[Entries from a dataset]
---------------

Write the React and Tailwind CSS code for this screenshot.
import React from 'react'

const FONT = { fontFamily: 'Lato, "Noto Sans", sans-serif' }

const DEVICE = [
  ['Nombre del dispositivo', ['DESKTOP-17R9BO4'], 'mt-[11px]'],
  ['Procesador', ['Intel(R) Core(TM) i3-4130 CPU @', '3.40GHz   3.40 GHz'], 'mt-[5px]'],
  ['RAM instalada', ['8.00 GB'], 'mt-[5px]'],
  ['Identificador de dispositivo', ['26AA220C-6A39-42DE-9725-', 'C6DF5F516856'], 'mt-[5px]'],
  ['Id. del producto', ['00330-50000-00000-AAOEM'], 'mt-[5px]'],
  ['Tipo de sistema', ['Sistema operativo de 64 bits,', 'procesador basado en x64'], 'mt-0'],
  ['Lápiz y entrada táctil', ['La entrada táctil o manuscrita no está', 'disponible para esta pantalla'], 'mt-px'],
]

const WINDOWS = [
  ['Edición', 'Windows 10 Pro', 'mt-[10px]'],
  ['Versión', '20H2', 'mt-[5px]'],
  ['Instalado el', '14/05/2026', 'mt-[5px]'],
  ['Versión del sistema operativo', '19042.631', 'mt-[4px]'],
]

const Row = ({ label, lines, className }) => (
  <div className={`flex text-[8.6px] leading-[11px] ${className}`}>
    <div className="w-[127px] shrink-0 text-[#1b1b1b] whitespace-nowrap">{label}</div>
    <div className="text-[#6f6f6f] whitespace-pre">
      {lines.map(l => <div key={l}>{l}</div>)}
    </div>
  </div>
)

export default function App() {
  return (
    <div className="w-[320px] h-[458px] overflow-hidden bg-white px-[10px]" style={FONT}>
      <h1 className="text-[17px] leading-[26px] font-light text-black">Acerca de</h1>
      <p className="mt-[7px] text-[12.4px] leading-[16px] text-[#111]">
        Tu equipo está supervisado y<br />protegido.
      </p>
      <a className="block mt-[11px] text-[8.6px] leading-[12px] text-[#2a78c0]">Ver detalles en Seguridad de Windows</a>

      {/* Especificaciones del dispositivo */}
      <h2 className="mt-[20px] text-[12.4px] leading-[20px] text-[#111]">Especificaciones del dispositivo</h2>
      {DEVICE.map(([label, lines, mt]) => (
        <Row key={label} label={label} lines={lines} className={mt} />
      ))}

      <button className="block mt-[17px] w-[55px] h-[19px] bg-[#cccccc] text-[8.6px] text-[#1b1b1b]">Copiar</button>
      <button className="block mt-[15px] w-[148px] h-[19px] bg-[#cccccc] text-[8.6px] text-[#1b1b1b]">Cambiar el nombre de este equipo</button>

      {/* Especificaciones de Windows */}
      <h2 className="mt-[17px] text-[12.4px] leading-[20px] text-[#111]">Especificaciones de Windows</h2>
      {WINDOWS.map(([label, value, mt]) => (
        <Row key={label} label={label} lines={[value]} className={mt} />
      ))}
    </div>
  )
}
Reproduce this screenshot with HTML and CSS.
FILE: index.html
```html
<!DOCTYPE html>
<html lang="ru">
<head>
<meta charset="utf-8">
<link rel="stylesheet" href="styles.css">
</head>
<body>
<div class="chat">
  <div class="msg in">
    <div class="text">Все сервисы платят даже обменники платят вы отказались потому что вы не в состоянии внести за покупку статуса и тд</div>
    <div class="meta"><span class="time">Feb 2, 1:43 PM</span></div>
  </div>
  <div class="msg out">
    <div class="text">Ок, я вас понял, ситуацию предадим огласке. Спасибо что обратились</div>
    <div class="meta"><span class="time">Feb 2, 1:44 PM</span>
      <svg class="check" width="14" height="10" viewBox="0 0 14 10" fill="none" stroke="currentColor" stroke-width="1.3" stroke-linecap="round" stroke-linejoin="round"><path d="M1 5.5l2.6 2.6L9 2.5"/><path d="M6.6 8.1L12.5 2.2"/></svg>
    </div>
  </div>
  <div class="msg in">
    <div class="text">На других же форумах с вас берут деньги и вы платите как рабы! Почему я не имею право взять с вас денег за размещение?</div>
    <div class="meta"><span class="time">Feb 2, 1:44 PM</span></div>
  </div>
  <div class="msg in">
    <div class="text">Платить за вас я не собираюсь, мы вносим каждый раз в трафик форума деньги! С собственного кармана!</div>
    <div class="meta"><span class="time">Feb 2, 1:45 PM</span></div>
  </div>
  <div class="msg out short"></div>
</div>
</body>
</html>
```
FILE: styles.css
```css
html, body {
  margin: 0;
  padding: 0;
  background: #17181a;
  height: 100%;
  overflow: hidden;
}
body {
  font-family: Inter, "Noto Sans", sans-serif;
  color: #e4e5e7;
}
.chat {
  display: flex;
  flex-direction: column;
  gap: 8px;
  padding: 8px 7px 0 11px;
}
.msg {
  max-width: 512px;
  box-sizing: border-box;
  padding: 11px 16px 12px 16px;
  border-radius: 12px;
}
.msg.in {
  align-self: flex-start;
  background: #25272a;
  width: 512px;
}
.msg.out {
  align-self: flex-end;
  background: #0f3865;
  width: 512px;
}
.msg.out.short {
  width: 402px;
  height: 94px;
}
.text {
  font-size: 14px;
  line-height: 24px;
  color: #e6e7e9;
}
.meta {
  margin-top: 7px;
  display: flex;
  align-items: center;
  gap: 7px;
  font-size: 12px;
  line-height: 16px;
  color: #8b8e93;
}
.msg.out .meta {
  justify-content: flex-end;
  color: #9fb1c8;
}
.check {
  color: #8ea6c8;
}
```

---------------

_Instruction_. From the listing above, extract every line exactly as it stands.

_Final answer_.
Write the React and Tailwind CSS code for this screenshot.
import React from 'react'

const FONT = { fontFamily: 'Lato, "Noto Sans", sans-serif' }

const DEVICE = [
  ['Nombre del dispositivo', ['DESKTOP-17R9BO4'], 'mt-[11px]'],
  ['Procesador', ['Intel(R) Core(TM) i3-4130 CPU @', '3.40GHz   3.40 GHz'], 'mt-[5px]'],
  ['RAM instalada', ['8.00 GB'], 'mt-[5px]'],
  ['Identificador de dispositivo', ['26AA220C-6A39-42DE-9725-', 'C6DF5F516856'], 'mt-[5px]'],
  ['Id. del producto', ['00330-50000-00000-AAOEM'], 'mt-[5px]'],
  ['Tipo de sistema', ['Sistema operativo de 64 bits,', 'procesador basado en x64'], 'mt-0'],
  ['Lápiz y entrada táctil', ['La entrada táctil o manuscrita no está', 'disponible para esta pantalla'], 'mt-px'],
]

const WINDOWS = [
  ['Edición', 'Windows 10 Pro', 'mt-[10px]'],
  ['Versión', '20H2', 'mt-[5px]'],
  ['Instalado el', '14/05/2026', 'mt-[5px]'],
  ['Versión del sistema operativo', '19042.631', 'mt-[4px]'],
]

const Row = ({ label, lines, className }) => (
  <div className={`flex text-[8.6px] leading-[11px] ${className}`}>
    <div className="w-[127px] shrink-0 text-[#1b1b1b] whitespace-nowrap">{label}</div>
    <div className="text-[#6f6f6f] whitespace-pre">
      {lines.map(l => <div key={l}>{l}</div>)}
    </div>
  </div>
)

export default function App() {
  return (
    <div className="w-[320px] h-[458px] overflow-hidden bg-white px-[10px]" style={FONT}>
      <h1 className="text-[17px] leading-[26px] font-light text-black">Acerca de</h1>
      <p className="mt-[7px] text-[12.4px] leading-[16px] text-[#111]">
        Tu equipo está supervisado y<br />protegido.
      </p>
      <a className="block mt-[11px] text-[8.6px] leading-[12px] text-[#2a78c0]">Ver detalles en Seguridad de Windows</a>

      {/* Especificaciones del dispositivo */}
      <h2 className="mt-[20px] text-[12.4px] leading-[20px] text-[#111]">Especificaciones del dispositivo</h2>
      {DEVICE.map(([label, lines, mt]) => (
        <Row key={label} label={label} lines={lines} className={mt} />
      ))}

      <button className="block mt-[17px] w-[55px] h-[19px] bg-[#cccccc] text-[8.6px] text-[#1b1b1b]">Copiar</button>
      <button className="block mt-[15px] w-[148px] h-[19px] bg-[#cccccc] text-[8.6px] text-[#1b1b1b]">Cambiar el nombre de este equipo</button>

      {/* Especificaciones de Windows */}
      <h2 className="mt-[17px] text-[12.4px] leading-[20px] text-[#111]">Especificaciones de Windows</h2>
      {WINDOWS.map(([label, value, mt]) => (
        <Row key={label} label={label} lines={[value]} className={mt} />
      ))}
    </div>
  )
}
Reproduce this screenshot with HTML and CSS.
FILE: index.html
```html
<!DOCTYPE html>
<html lang="ru">
<head>
<meta charset="utf-8">
<link rel="stylesheet" href="styles.css">
</head>
<body>
<div class="chat">
  <div class="msg in">
    <div class="text">Все сервисы платят даже обменники платят вы отказались потому что вы не в состоянии внести за покупку статуса и тд</div>
    <div class="meta"><span class="time">Feb 2, 1:43 PM</span></div>
  </div>
  <div class="msg out">
    <div class="text">Ок, я вас понял, ситуацию предадим огласке. Спасибо что обратились</div>
    <div class="meta"><span class="time">Feb 2, 1:44 PM</span>
      <svg class="check" width="14" height="10" viewBox="0 0 14 10" fill="none" stroke="currentColor" stroke-width="1.3" stroke-linecap="round" stroke-linejoin="round"><path d="M1 5.5l2.6 2.6L9 2.5"/><path d="M6.6 8.1L12.5 2.2"/></svg>
    </div>
  </div>
  <div class="msg in">
    <div class="text">На других же форумах с вас берут деньги и вы платите как рабы! Почему я не имею право взять с вас денег за размещение?</div>
    <div class="meta"><span class="time">Feb 2, 1:44 PM</span></div>
  </div>
  <div class="msg in">
    <div class="text">Платить за вас я не собираюсь, мы вносим каждый раз в трафик форума деньги! С собственного кармана!</div>
    <div class="meta"><span class="time">Feb 2, 1:45 PM</span></div>
  </div>
  <div class="msg out short"></div>
</div>
</body>
</html>
```
FILE: styles.css
```css
html, body {
  margin: 0;
  padding: 0;
  background: #17181a;
  height: 100%;
  overflow: hidden;
}
body {
  font-family: Inter, "Noto Sans", sans-serif;
  color: #e4e5e7;
}
.chat {
  display: flex;
  flex-direction: column;
  gap: 8px;
  padding: 8px 7px 0 11px;
}
.msg {
  max-width: 512px;
  box-sizing: border-box;
  padding: 11px 16px 12px 16px;
  border-radius: 12px;
}
.msg.in {
  align-self: flex-start;
  background: #25272a;
  width: 512px;
}
.msg.out {
  align-self: flex-end;
  background: #0f3865;
  width: 512px;
}
.msg.out.short {
  width: 402px;
  height: 94px;
}
.text {
  font-size: 14px;
  line-height: 24px;
  color: #e6e7e9;
}
.meta {
  margin-top: 7px;
  display: flex;
  align-items: center;
  gap: 7px;
  font-size: 12px;
  line-height: 16px;
  color: #8b8e93;
}
.msg.out .meta {
  justify-content: flex-end;
  color: #9fb1c8;
}
.check {
  color: #8ea6c8;
}
```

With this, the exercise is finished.